Washington, D.C. is the nation’s capital, but its residents have lacked representation in the U.S. Congress for more than 200 years. On June 26, the U.S. House of Representatives passed H.R.51, a historic bill granting statehood to Washington, D.C., under the new name “State of Washington, Douglass Commonwealth,” in a tribute to abolitionist and statesman Frederick Douglass, who lived in the District.
The legislation, which had a record 227 co-sponsors, carves a new federal district out of a small section of what is now Washington, with the rest of the District becoming a state. The vote on the bill was divided along partisan lines, with only one Democrat opposing it and no Republicans supporting it.
This year, the movement to turn D.C. into the 51st state has become viable for the first time in decades. The last time a statehood proposal reached a House vote, in 1993, it failed 277-153, with most Republicans and many Democrats opposing it.
Since September, Republicans in the House of Representatives have proposed alternative bills that would “retrocede” the District into neighboring Maryland, or limit the representation a new state would have in the U.S. Senate. The Constitution gives Congress the authority to create new states, although the president must approve of legislation creating a new state or states.

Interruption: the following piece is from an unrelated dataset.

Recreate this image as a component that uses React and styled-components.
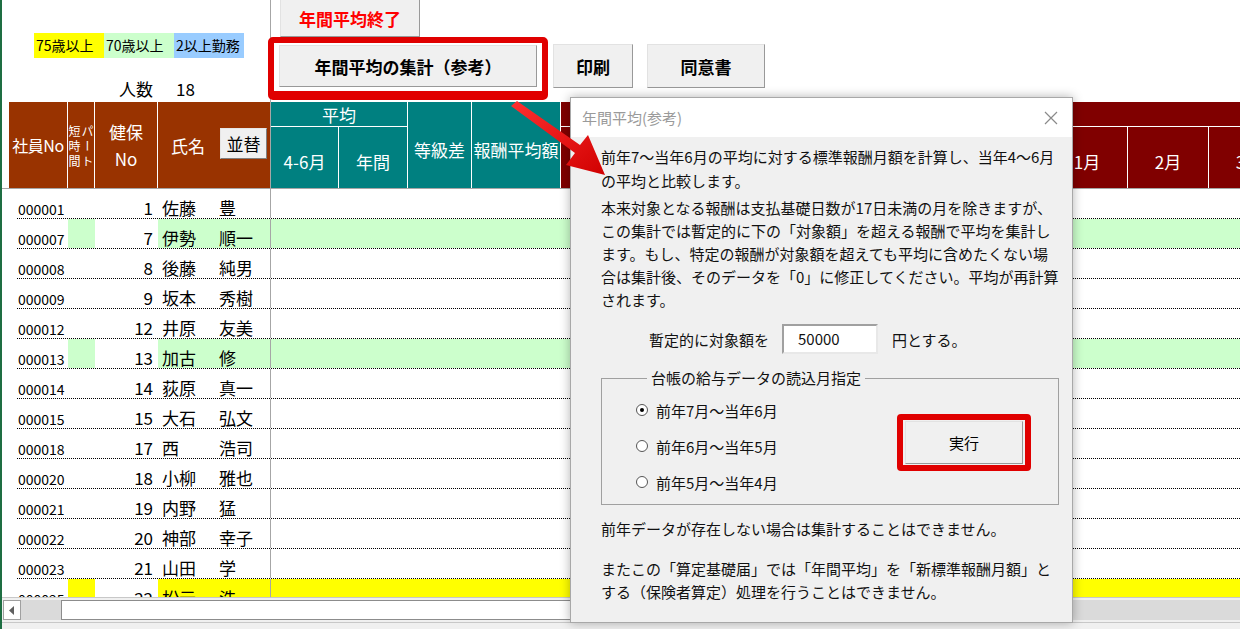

Statehood has popular support among D.C. residents and prominent Democratic politicians including Speaker of the House Nancy Pelosi and former Vice President Joe Biden. In the 2016 election, 79% of Washingtonians voted for a ballot initiative to petition Congress to pass an act creating the “State of New Columbia.” Nationwide, a September 2020 poll by progressive groups Data for Progress and YouGov Blue found that 43% of Americans support statehood, while 34% are opposed.
Opposition to D.C. statehood is particularly strong among Republican lawmakers. On the floor of the Senate the day before the House vote, Senator Tom Cotton (R-Ark) described the prospect of D.C. statehood as “insane” and compared the Black Lives Matter movement to the violent unrest of the French Revolution.
“The Democrats are committing an act of historical vandalism as grotesque as those committed by Jacobin mobs roaming our streets,” Cotton said.
Senator Lindsey Graham (R-SC) called the statehood bill “a continuation of the efforts by the Democrats to alter the way America operates,” and Senate Majority Leader Mitch McConnell (R-KY) has vowed to block debate on the issue in the Senate.
Two of the three proposed Republican bills support retrocession to neighboring state Maryland, which, along with Virginia, donated land to be used for the federal district established by Congress in 1790. The Virginian portions were retroceded in 1846. A 2019 poll showed that 36% of Maryland residents supported retrocession, while 57% opposed it.
Eleanor Holmes Norton (D-DC) introduced H.R.51 in January of 2019. Norton, who has served as a non voting delegate to the House since 1991, said in a statement that Republicans’ efforts to retrocede the District demonstrate their “fear of the momentum our D.C. statehood bill is rapidly achieving.”
One of the most outspoken advocates for D.C. statehood is Mayor Muriel Bowser, who has clashed with President Donald Trump in recent months. Amid the protests for social justice over the summer, Bowser invoked the statehood issue in her rebukes to Trump’s deployment of federal law enforcement and the military against protesters in the District. The mayor echoed the language of the civil rights movement in her support for the cause, telling MSNBC’s Andrea Mitchell, “We’re in a historic march for statehood.”
“We know that the District becoming the 51st state is the only way that 700,000 taxpaying Americans are fully represented and become full Americans,” Bowser said.
Trump has waffled on the D.C. statehood issue. As a presidential candidate in 2015, Trump said he would consider statehood and promised that “something would be done that would make everybody happy.” During the 2016 Republican primary, he said he had no position on the issue and would form one later. Earlier this year, President Trump said that “D.C. will never be a state” because Republicans would not allow it.
Pro-statehood organizations like 51 for 51 have framed the issue in terms of racial equality, partnering with social justice groups such as Color of Change. The organization is trying to change the rules of the Senate so that a simple majority of 51 votes would suffice to pass a statehood bill. (The Senate’s cloture rule requires 60 members to end debate on most measures and move to a vote.)
“Across the country, people are recognizing that 700,000 mostly Black and Brown people living in the nation’s capital without a vote in Congress is pure injustice,” said Stasha Rhodes, campaign director of 51 for 51.
“We’re hopeful that now is the time that our goal to build a stronger, more equitable democracy will finally be accomplished,” Rhodes said.
Tom Sherwood, a veteran local journalist and political analyst for the WAMU Politics Hour, observed that prior to the House vote in June, the Democratic Party never seriously advocated for statehood, even when it had the power to pass it. But he said the current political climate could motivate Democrats to implement change if they gain control of the White House and the Senate.
“Given the Trump era rollback of environmental, housing, social service and other federal programs supported by Democrats, and given Trump’s Supreme Court picks and other issues, the Democrats—if in charge—have more incentive than ever to push along statehood to gain two more votes in the Senate,” Sherwood said.